━━━ Record extracts ━━━

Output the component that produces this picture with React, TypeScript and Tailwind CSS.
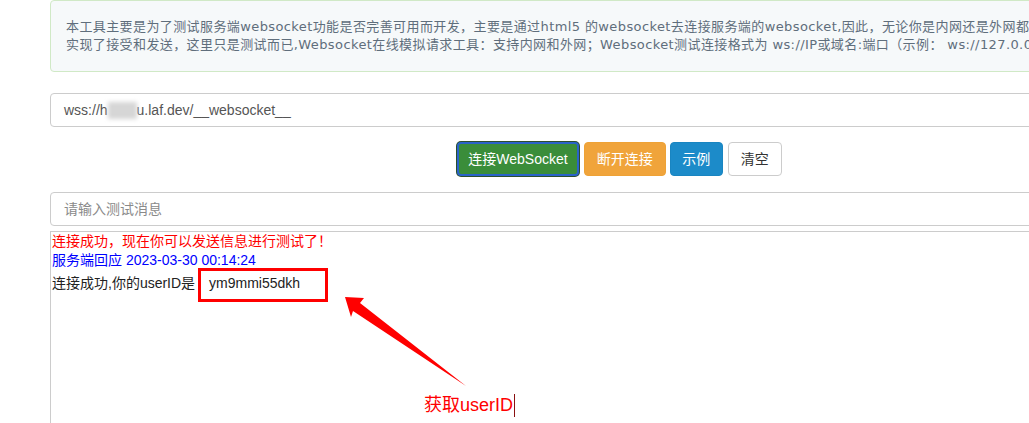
import React from 'react';

const sans = { fontFamily: '"Liberation Sans", Arial, "Noto Sans CJK SC", sans-serif' };
const verdanaLike = { fontFamily: '"DejaVu Sans", Verdana, "Noto Sans CJK SC", sans-serif' };

function Notice() {
  return (
    <div
      className="rounded-[4px] border border-[#d0e9c6] bg-[#f6f9fa] px-[15px] py-[17px] text-[13px] leading-[18px] tracking-[0.4px] text-[#5f6e7c] whitespace-nowrap"
      style={verdanaLike}
    >
      <div>
        本工具主要是为了测试服务端websocket功能是否完善可用而开发，主要是通过html5 的websocket去连接服务端的websocket,因此，无论你是内网还是外网都可以使用
      </div>
      <div>
        实现了接受和发送，这里只是测试而已,Websocket在线模拟请求工具：支持内网和外网；Websocket测试连接格式为 ws://IP或域名:端口（示例： ws://127.0.0.1:8080）
      </div>
    </div>
  );
}

function Buttons() {
  return (
    <div className="mt-[15px] flex justify-center gap-[4px] text-[14px]" style={sans}>
      <button className="mr-[1px] h-[34px] rounded-[4px] border-2 border-[#2a63c9] bg-[#3a8d3a] px-[9px] text-white shadow-[0_0_0_1px_#2c4f2c]">
        连接WebSocket
      </button>
      <button className="h-[34px] w-[82px] rounded-[4px] border border-[#eea236] bg-[#f0a43b] text-white">
        断开连接
      </button>
      <button className="h-[34px] w-[53px] rounded-[4px] border border-[#1985c1] bg-[#1c8bc9] text-white">
        示例
      </button>
      <button className="ml-[1px] h-[34px] w-[54px] rounded-[4px] border border-[#cccccc] bg-white text-[#333]">
        清空
      </button>
    </div>
  );
}

function Annotations() {
  return (
    <>
      <div className="absolute left-[198px] top-[268px] h-[34px] w-[130px] border-[3px] border-[#ff0000]" />
      <svg className="absolute left-0 top-0" width="1029" height="423" viewBox="0 0 1029 423">
        <polygon points="345,297 364,298 360,303 466,386 353,311 351,317" fill="#ff0000" />
      </svg>
      <div
        className="absolute left-[424px] top-[392px] flex items-center text-[18px] leading-[26px] text-[#ff0000]"
        style={sans}
      >
        <span>获取userID</span>
        <span className="ml-[1px] h-[23px] w-px bg-[#8a1010]" />
      </div>
    </>
  );
}

export default function App() {
  return (
    <div className="relative h-[423px] w-[1029px] overflow-hidden bg-white">
      <div className="ml-[50px] w-[1139px]">
        <Notice />

        <div
          className="mt-[21px] flex h-[34px] items-center rounded-[4px] border border-[#cccccc] px-[13px] text-[14px] text-[#555]"
          style={sans}
        >
          <span>wss://h</span>
          <span className="inline-block h-[17px] w-[29px] bg-[#d6d6d6] blur-[2px]" />
          <span>u.laf.dev/__websocket__</span>
        </div>

        <Buttons />

        <div
          className="mt-[16px] flex h-[34px] items-center rounded-[4px] border border-[#cccccc] px-[13px] text-[14px] text-[#8a8a8a]"
          style={sans}
        >
          请输入测试消息
        </div>

        <div className="mt-[5px] h-[300px] border-l border-t border-[#cccccc] pl-px text-[14px]" style={sans}>
          <div className="leading-[19px] text-[#ff0000]">连接成功，现在你可以发送信息进行测试了！</div>
          <div className="leading-[19px] text-[#0000ff]">服务端回应 2023-03-30 00:14:24</div>
          <div className="mt-[3px] leading-[20px] text-[#222]">
            连接成功,你的userID是 <span className="ml-[10px]">ym9mmi55dkh</span>
          </div>
        </div>
      </div>

      <Annotations />
    </div>
  );
}
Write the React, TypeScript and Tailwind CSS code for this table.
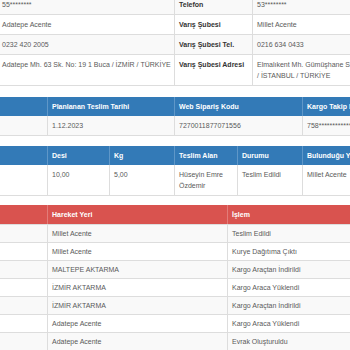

━━━

Copy out the entries verbatim and leave the images out.

* **Correct result**
Output the component that produces this picture with React, TypeScript and Tailwind CSS.
import React from 'react';

const sans = { fontFamily: '"Liberation Sans", Arial, "Noto Sans CJK SC", sans-serif' };
const verdanaLike = { fontFamily: '"DejaVu Sans", Verdana, "Noto Sans CJK SC", sans-serif' };

function Notice() {
  return (
    <div
      className="rounded-[4px] border border-[#d0e9c6] bg-[#f6f9fa] px-[15px] py-[17px] text-[13px] leading-[18px] tracking-[0.4px] text-[#5f6e7c] whitespace-nowrap"
      style={verdanaLike}
    >
      <div>
        本工具主要是为了测试服务端websocket功能是否完善可用而开发，主要是通过html5 的websocket去连接服务端的websocket,因此，无论你是内网还是外网都可以使用
      </div>
      <div>
        实现了接受和发送，这里只是测试而已,Websocket在线模拟请求工具：支持内网和外网；Websocket测试连接格式为 ws://IP或域名:端口（示例： ws://127.0.0.1:8080）
      </div>
    </div>
  );
}

function Buttons() {
  return (
    <div className="mt-[15px] flex justify-center gap-[4px] text-[14px]" style={sans}>
      <button className="mr-[1px] h-[34px] rounded-[4px] border-2 border-[#2a63c9] bg-[#3a8d3a] px-[9px] text-white shadow-[0_0_0_1px_#2c4f2c]">
        连接WebSocket
      </button>
      <button className="h-[34px] w-[82px] rounded-[4px] border border-[#eea236] bg-[#f0a43b] text-white">
        断开连接
      </button>
      <button className="h-[34px] w-[53px] rounded-[4px] border border-[#1985c1] bg-[#1c8bc9] text-white">
        示例
      </button>
      <button className="ml-[1px] h-[34px] w-[54px] rounded-[4px] border border-[#cccccc] bg-white text-[#333]">
        清空
      </button>
    </div>
  );
}

function Annotations() {
  return (
    <>
      <div className="absolute left-[198px] top-[268px] h-[34px] w-[130px] border-[3px] border-[#ff0000]" />
      <svg className="absolute left-0 top-0" width="1029" height="423" viewBox="0 0 1029 423">
        <polygon points="345,297 364,298 360,303 466,386 353,311 351,317" fill="#ff0000" />
      </svg>
      <div
        className="absolute left-[424px] top-[392px] flex items-center text-[18px] leading-[26px] text-[#ff0000]"
        style={sans}
      >
        <span>获取userID</span>
        <span className="ml-[1px] h-[23px] w-px bg-[#8a1010]" />
      </div>
    </>
  );
}

export default function App() {
  return (
    <div className="relative h-[423px] w-[1029px] overflow-hidden bg-white">
      <div className="ml-[50px] w-[1139px]">
        <Notice />

        <div
          className="mt-[21px] flex h-[34px] items-center rounded-[4px] border border-[#cccccc] px-[13px] text-[14px] text-[#555]"
          style={sans}
        >
          <span>wss://h</span>
          <span className="inline-block h-[17px] w-[29px] bg-[#d6d6d6] blur-[2px]" />
          <span>u.laf.dev/__websocket__</span>
        </div>

        <Buttons />

        <div
          className="mt-[16px] flex h-[34px] items-center rounded-[4px] border border-[#cccccc] px-[13px] text-[14px] text-[#8a8a8a]"
          style={sans}
        >
          请输入测试消息
        </div>

        <div className="mt-[5px] h-[300px] border-l border-t border-[#cccccc] pl-px text-[14px]" style={sans}>
          <div className="leading-[19px] text-[#ff0000]">连接成功，现在你可以发送信息进行测试了！</div>
          <div className="leading-[19px] text-[#0000ff]">服务端回应 2023-03-30 00:14:24</div>
          <div className="mt-[3px] leading-[20px] text-[#222]">
            连接成功,你的userID是 <span className="ml-[10px]">ym9mmi55dkh</span>
          </div>
        </div>
      </div>

      <Annotations />
    </div>
  );
}
Write the React, TypeScript and Tailwind CSS code for this table.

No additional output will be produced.